# Find the smallest number formed by inserting a given digit

Inserting a number in the given number means adding a new given digit in the given number either at the front, end, or in between the numbers. We have given a number and a digit and have to add the digit in the number in a way such that the resultant new number will be minimum as possible. We will convert the number into a string to make the work of insertion easy. Also, the given number can be negative also so we have to consider this case.

### Sample Examples

#### Input1

Given number: 124
Given digit: 3
Output: 1234


Explanation − We have four places where we can add the given number and the results can be 3124, 1324, 1234, 1243. Among all four the second last is the minimum.

#### Input2

Given number: -124
Given digit: 3
Output: -3124


Explanation − We have four places where we can add the given number and the results can be -3124, -1324, -1234, -1243. Among all four the first one is the minimum.

## Naive Approach

We have seen the examples now let us move on to see the steps we will perform to solve the problem −

• First, we will check whether the current number is a positive or negative number.

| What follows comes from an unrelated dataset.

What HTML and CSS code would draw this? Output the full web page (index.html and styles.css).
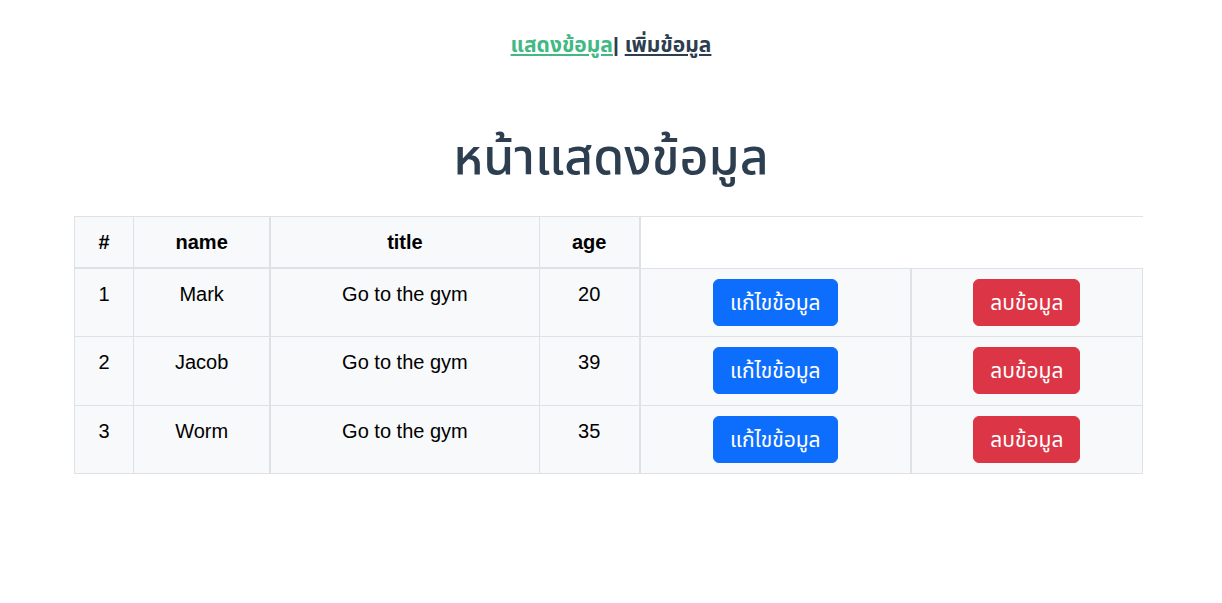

• If the current number is negative then we will mark it a variable as negative and make the current number as positive.

• After that we will convert the current number to a string and call the function basis of the current number as negative or positive.

• In the functions we will try to fit the digit at every place and will check if the current whether the current number is smaller or greater on the basis of the positive or negative number.

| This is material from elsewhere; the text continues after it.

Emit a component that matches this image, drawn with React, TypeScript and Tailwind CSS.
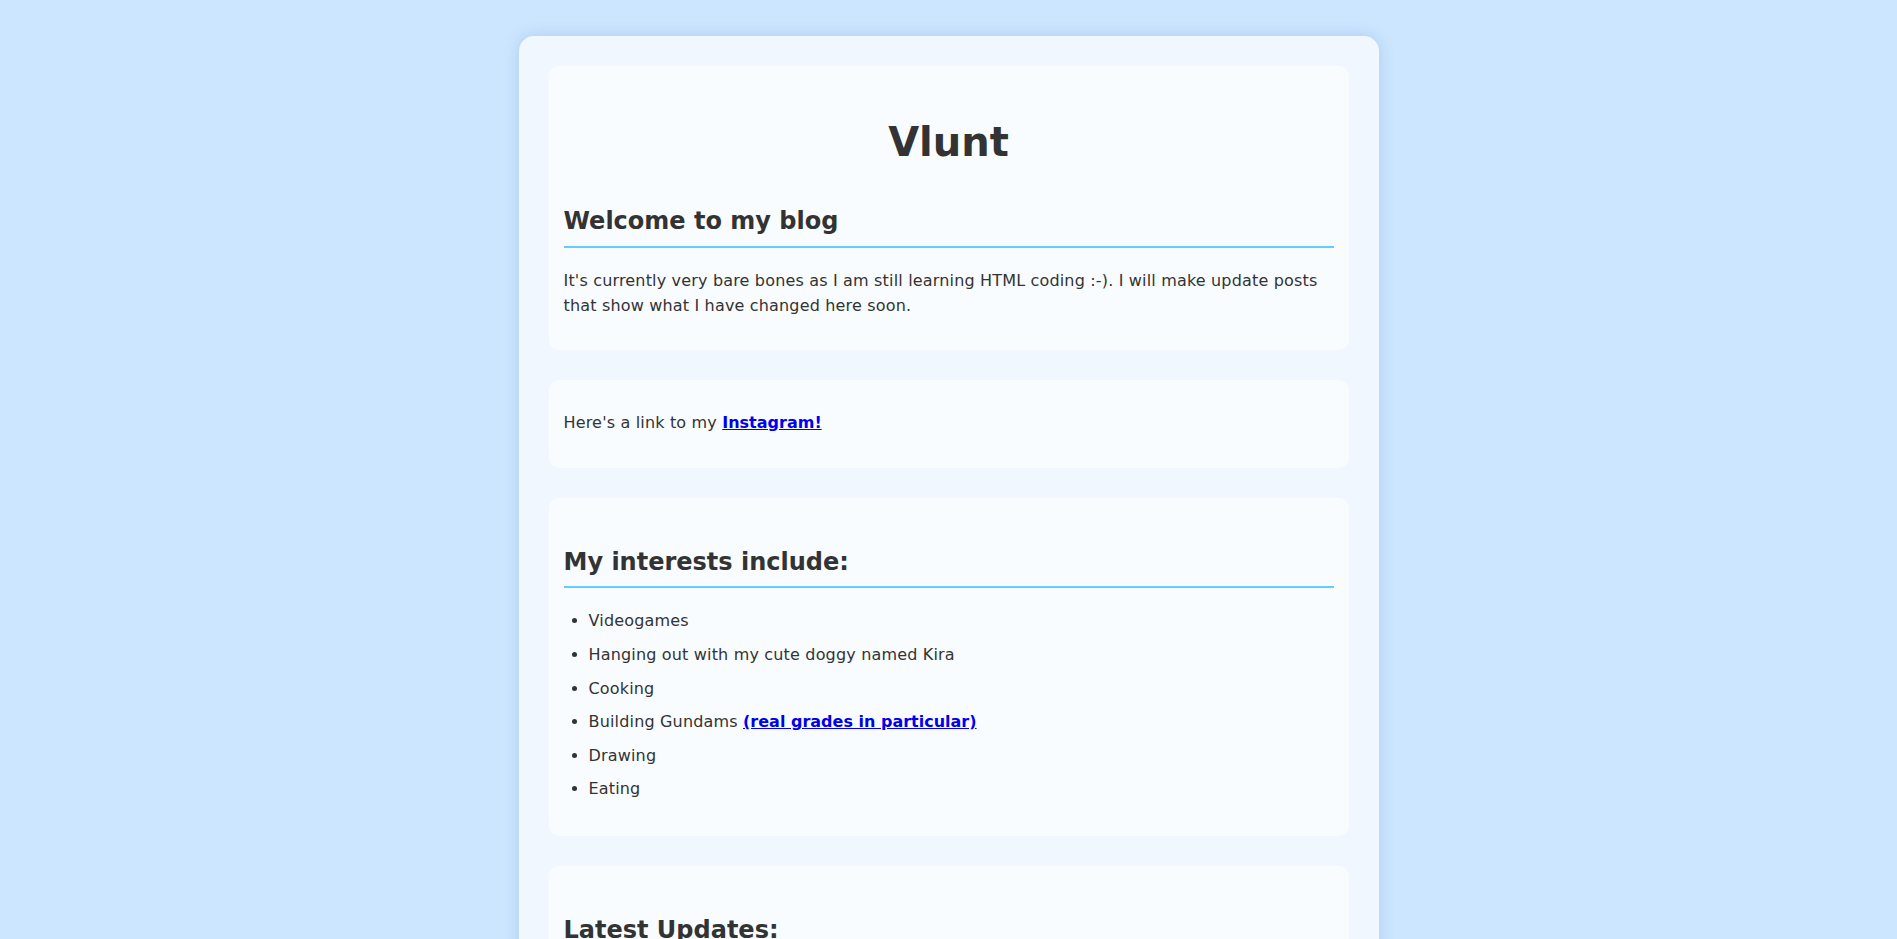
import type { ReactNode } from "react";

// Single-column personal blog: a pale container of stacked white-ish cards.

const LINK = "font-bold tracking-normal text-[#0000ee] underline";

const INTERESTS: ReactNode[] = [
  "Videogames",
  "Hanging out with my cute doggy named Kira",
  "Cooking",
  <>
    Building Gundams{" "}
    <a href="#" className={LINK}>
      (real grades in particular)
    </a>
  </>,
  "Drawing",
  "Eating",
];

function Card({ children }: { children: ReactNode }) {
  return <section className="rounded-[10px] bg-[#f8fcff] p-[15px]">{children}</section>;
}

function Heading({ children, className = "" }: { children: ReactNode; className?: string }) {
  return (
    <h2
      className={`border-b-2 border-[#66ccff] pb-[10px] text-[24px] leading-[28.8px] font-bold tracking-normal ${className}`}
    >
      {children}
    </h2>
  );
}

export default function App() {
  return (
    <div
      className="min-h-screen bg-[#cce6ff] pt-9 pb-9 text-[16px] leading-[1.6] tracking-[0.17px] text-[#333]"
      style={{ fontFamily: '"DejaVu Sans", Verdana, sans-serif' }}
    >
      <main className="mx-auto flex w-[860px] flex-col gap-[30px] rounded-[15px] bg-[#f0f7ff] p-[30px] shadow-[0_0_16px_rgba(40,90,150,0.18)]">
        <Card>
          <h1 className="mt-[37px] text-center text-[40px] leading-[48px] font-bold tracking-normal">
            Vlunt
          </h1>
          <Heading className="mt-[41px]">Welcome to my blog</Heading>
          <p className="mt-[20px] mb-[16px]">
            It's currently very bare bones as I am still learning HTML coding :-). I will make
            update posts that show what I have changed here soon.
          </p>
        </Card>

        <Card>
          <p className="mt-[15px] mb-[17px]">
            Here's a link to my{" "}
            <a href="#" className={LINK}>
              Instagram!
            </a>
          </p>
        </Card>

        <Card>
          <Heading className="mt-[35px]">My interests include:</Heading>
          <ul className="mt-5 mb-[19px] flex list-disc flex-col gap-2 pl-[25px]">
            {INTERESTS.map((item, i) => (
              <li key={i}>{item}</li>
            ))}
          </ul>
        </Card>

        <Card>
          <Heading className="mt-[35px]">Latest Updates:</Heading>
          <p className="mt-5 mb-[14px]">Nothing new yet, check back soon!</p>
        </Card>
      </main>
    </div>
  );
}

• If the current number is positive, we will try to find the number that which is smallest and will return that.

• Else, we will find the greatest number and return it by multiplying by -1.

### Example

#include <bits/stdc++.h>
using namespace std;
int findMin(string str, int d){
string ans = str + to_string(d); // variable to store the answer
// traversing over the string
for(int i=0; i<= str.size(); i++){
ans = min(ans, str.substr(0,i) + to_string(d) + str.substr(i));
}
return stoi(ans);
}
int findMax(string str, int d){
string ans = str + to_string(d); // variable to store the answer
// traversing over the string
for(int i=0; i<= str.size(); i++){
ans = max(ans, str.substr(0,i) + to_string(d) + str.substr(i));
}
return stoi(ans);
}
int minimumNumber(int n, int d){
// checking for the negative number
int isNeg = 1;
if(n < 0){
n *= -1;
isNeg = -1;
}
// converting the current number to string
string str = to_string(n);
if(isNeg == 1){
return findMin(str,d);
}
else{
return -1*findMax(str,d);
}
}
int main(){
int n = -124; // given number
int d = 3; // given digit
// calling to the function
n = minimumNumber(n, d);
cout<<"The minimum number after adding the new digit is "<<n<<endl;
return 0;
}


### Output

The minimum number after adding the new digit is -3124


### Time and Space Complexity

The Time complexity of the above code is O(N*N) where N is the number of digits in the given number.

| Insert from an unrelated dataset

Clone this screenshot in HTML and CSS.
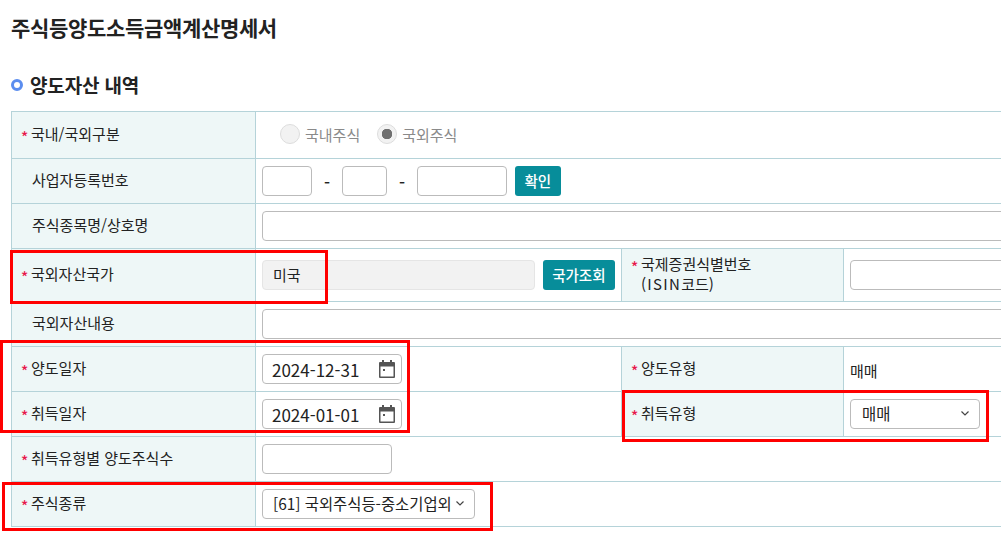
FILE: index.html
```html
<!DOCTYPE html>
<html lang="ko">
<head>
    <meta charset="UTF-8">
    <meta name="viewport" content="width=device-width, initial-scale=1.0">
    <title>주식등양도소득금액계산명세서</title>
    <link rel="stylesheet" href="styles.css">
</head>
<body>
    <h1 class="page-title">주식등양도소득금액계산명세서</h1>
    <h2 class="section-title"><span class="section-dot"></span>양도자산 내역</h2>

    <div class="table-wrap">
    <table class="form-table">
        <colgroup>
            <col class="col-th1">
            <col class="col-td1">
            <col class="col-th2">
            <col>
        </colgroup>
        <tr class="row-first">
            <th><span class="req">*</span>국내/국외구분</th>
            <td colspan="3">
                <div class="radio-group">
                    <label class="radio-item"><input type="radio" name="gubun" disabled>국내주식</label>
                    <label class="radio-item"><input type="radio" name="gubun" checked disabled>국외주식</label>
                </div>
            </td>
        </tr>
        <tr>
            <th class="no-req">사업자등록번호</th>
            <td colspan="3">
                <div class="biz-no">
                    <input class="input w-50" type="text">
                    <span class="dash">-</span>
                    <input class="input w-45" type="text">
                    <span class="dash">-</span>
                    <input class="input w-90" type="text">
                    <button class="btn" type="button">확인</button>
                </div>
            </td>
        </tr>
        <tr>
            <th class="no-req">주식종목명/상호명</th>
            <td colspan="3"><input class="input w-full" type="text"></td>
        </tr>
        <tr class="row-tall">
            <th><span class="req">*</span>국외자산국가</th>
            <td>
                <div class="country">
                    <input class="input input-readonly" type="text" value="미국" readonly>
                    <button class="btn" type="button">국가조회</button>
                </div>
            </td>
            <th class="th-wrap"><span class="req">*</span>국제증권식별번호<br><span class="latin-wide">(ISIN</span>코드)</th>
            <td><input class="input w-full" type="text"></td>
        </tr>
        <tr>
            <th class="no-req">국외자산내용</th>
            <td colspan="3"><input class="input w-full" type="text"></td>
        </tr>
        <tr>
            <th><span class="req">*</span>양도일자</th>
            <td>
                <div class="date-field">
                    <input type="text" value="2024-12-31">
                    <svg width="16" height="18" viewBox="0 0 16 18"><path fill="#555" d="M3 0h2v2h6V0h2v2h2a1 1 0 0 1 1 1v14a1 1 0 0 1-1 1H1a1 1 0 0 1-1-1V3a1 1 0 0 1 1-1h2zM1.500 6.500v10h13v-10z"/><rect x="4" y="9" width="2" height="2" fill="#555"/></svg>
                </div>
            </td>
            <th><span class="req">*</span>양도유형</th>
            <td><span class="plain-value">매매</span></td>
        </tr>
        <tr>
            <th><span class="req">*</span>취득일자</th>
            <td>
                <div class="date-field">
                    <input type="text" value="2024-01-01">
                    <svg width="16" height="18" viewBox="0 0 16 18"><path fill="#555" d="M3 0h2v2h6V0h2v2h2a1 1 0 0 1 1 1v14a1 1 0 0 1-1 1H1a1 1 0 0 1-1-1V3a1 1 0 0 1 1-1h2zM1.500 6.500v10h13v-10z"/><rect x="4" y="9" width="2" height="2" fill="#555"/></svg>
                </div>
            </td>
            <th><span class="req">*</span>취득유형</th>
            <td>
                <div class="select-field w-130">
                    <span>매매</span>
                    <svg width="8" height="5" viewBox="0 0 8 5"><path d="M.5.500L4 4 7.500.500" fill="none" stroke="#444" stroke-width="1.200"/></svg>
                </div>
            </td>
        </tr>
        <tr>
            <th><span class="req">*</span>취득유형별 양도주식수</th>
            <td colspan="3"><input class="input w-130" type="text"></td>
        </tr>
        <tr>
            <th><span class="req">*</span>주식종류</th>
            <td colspan="3">
                <div class="select-field select-wide">
                    <span>[61] 국외주식등-중소기업외</span>
                    <svg width="8" height="5" viewBox="0 0 8 5"><path d="M.5.500L4 4 7.500.500" fill="none" stroke="#444" stroke-width="1.200"/></svg>
                </div>
            </td>
        </tr>
    </table>
    </div>

    <!-- 빨간 표시 박스 -->
    <div class="mark mark-country"></div>
    <div class="mark mark-dates"></div>
    <div class="mark mark-type"></div>
    <div class="mark mark-kind"></div>
</body>
</html>
```

FILE: styles.css
```css
* {
    margin: 0;
    padding: 0;
    box-sizing: border-box;
}

html, body {
    width: 1001px;
    height: 541px;
    overflow: hidden;
}

body {
    position: relative;
    background: #fff;
    color: #222;
    font-family: "Noto Sans CJK KR", "Noto Sans", sans-serif;
    font-size: 15px;
    padding: 13px 0 0 11px;
}

/* Titles */
.page-title {
    font-size: 21px;
    font-weight: 700;
    line-height: 28px;
    letter-spacing: -0.33px;
    color: #222;
}

.section-title {
    display: flex;
    align-items: center;
    margin-top: 30px;
    font-size: 19px;
    font-weight: 700;
    line-height: 28px;
    letter-spacing: -0.15px;
    color: #222;
}

.section-dot {
    width: 12px;
    height: 12px;
    margin-right: 7px;
    border: 3px solid #5b8def;
    border-radius: 50%;
}

/* Table */
.table-wrap {
    width: 990px;
    margin-top: 12px;
    overflow: hidden;
}

.form-table {
    width: 1100px;
    table-layout: fixed;
    border-collapse: collapse;
    border-top: 1px solid #b5d3d9;
}

.col-th1 { width: 244px; }
.col-td1 { width: 366px; }
.col-th2 { width: 222px; }

.form-table tr {
    height: 45px;
}

.form-table .row-first { height: 47px; }
.form-table .row-tall { height: 53px; }

.form-table th,
.form-table td {
    border: 1px solid #b5d3d9;
    vertical-align: middle;
}

.form-table th {
    padding: 0 0 3px 19px;
    background: #eef7f7;
    font-weight: 400;
    font-size: 15px;
    line-height: 20px;
    text-align: left;
    color: #222;
}

.form-table th.no-req {
    padding-left: 20px;
}

.form-table td {
    padding: 0 6px;
}

.req {
    display: inline-block;
    width: 10px;
    margin-left: -10px;
    color: #e8174b;
    font-size: 15px;
    font-weight: 500;
    line-height: 14px;
    vertical-align: -3px;
}

.latin-wide {
    letter-spacing: 1.3px;
}

/* Inputs */
.input {
    display: block;
    height: 30px;
    padding: 0 10px 2px;
    border: 1px solid #bbb;
    border-radius: 4px;
    background: #fff;
    font: inherit;
    color: #222;
}

.w-50 { width: 50px; }
.w-45 { width: 45px; }
.w-90 { width: 90px; }
.w-130 { width: 130px; }
.w-full { width: 100%; }

.input-readonly {
    flex: 1;
    min-width: 0;
    border-color: #e5e5e5;
    background: #f2f2f2;
}

.btn {
    height: 30px;
    padding: 0 9.500px 2px;
    border: none;
    border-radius: 3px;
    background: #078d9a;
    color: #fff;
    font: inherit;
    font-weight: 500;
    font-size: 14.500px;
}

.biz-no {
    display: flex;
    align-items: center;
}

.dash {
    width: 30px;
    padding-top: 2px;
    text-align: center;
    font-size: 17px;
    font-weight: 500;
    line-height: 20px;
}

.biz-no .btn {
    margin-left: 8px;
}

.country {
    display: flex;
    align-items: center;
    gap: 8px;
}

/* Radios */
.radio-group {
    display: flex;
    gap: 17px;
    padding-left: 18px;
    padding-bottom: 2px;
}

.radio-item {
    display: flex;
    align-items: center;
    gap: 5px;
    color: #8a8a8a;
}

.radio-item input {
    appearance: none;
    width: 20px;
    height: 20px;
    border: 1px solid #ddd;
    border-radius: 50%;
    background: #f2f2f2;
}

.radio-item input:checked {
    background: radial-gradient(circle, #707070 0 5px, #f2f2f2 5.500px);
}

/* Date + select */
.date-field,
.select-field {
    display: flex;
    align-items: center;
    justify-content: space-between;
    height: 30px;
    border: 1px solid #bbb;
    border-radius: 4px;
    background: #fff;
}

.date-field {
    width: 140px;
    padding: 0 6px 0 9px;
}

.date-field input {
    width: 100px;
    border: none;
    outline: none;
    font: inherit;
    font-size: 17px;
    color: #222;
}

.select-field {
    padding: 0 10px 2px 11px;
    font-size: 15.400px;
}

.select-wide {
    width: 213px;
    padding-left: 10px;
}

.plain-value {
    display: block;
    padding-top: 2px;
}

/* Red annotation boxes */
.mark {
    position: absolute;
    border: 3px solid #f00;
    pointer-events: none;
}

.mark-country { left: 10px; top: 250px; width: 318px; height: 54px; }
.mark-dates { left: 0; top: 340px; width: 410px; height: 93px; }
.mark-type { left: 622px; top: 390px; width: 367px; height: 52px; }
.mark-kind { left: 2px; top: 482px; width: 491px; height: 49px; }
```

The space complexity of the above code is O(N) where N is the number of digits in the given number.

## Efficient Approach

In the previous approach, we were going over the digit and checking for each digit but the efficient method is to just find the first digit which is greater as compared to the given digit for the positive number and add it and return itself. For the negative number find the find digit in the number which is smaller as compared to it and add it and return that.

Let us see the code −

### Example

#include <bits/stdc++.h>
using namespace std;
int findMin(string str, int d){
// traversing over the string
for(int i=0; i<= str.size(); i++){
if(str[i]-'0' > d){
return stoi(str.substr(0,i) + to_string(d) + str.substr(i));
}
}
return stoi(str + to_string(d));
}
int findMax(string str, int d){
// traversing over the string
for(int i=0; i<= str.size(); i++){
if(str[i]-'0' < d){
return stoi(str.substr(0,i) + to_string(d) + str.substr(i));
}
}
return stoi(str + to_string(d));
}
int minimumNumber(int n, int d){
// checking for the negative number
int isNeg = 1;
if(n < 0){
n *= -1;
isNeg = -1;
}
// converting the current number to string
string str = to_string(n);
if(isNeg == 1){
return findMin(str,d);
}
else{
return -1*findMax(str,d);
}
}
int main(){
int n = 124; // given number
int d = 3; // given digit
// calling to the function
n = minimumNumber(n, d);
cout<<"The minimum number after adding the new digit is "<<n<<endl;
return 0;
}


### Output

The minimum number after adding the new digit is 1234


### Time and Space Complexity

The Time complexity of the above code is O(N) where N is the number of digits in the given number.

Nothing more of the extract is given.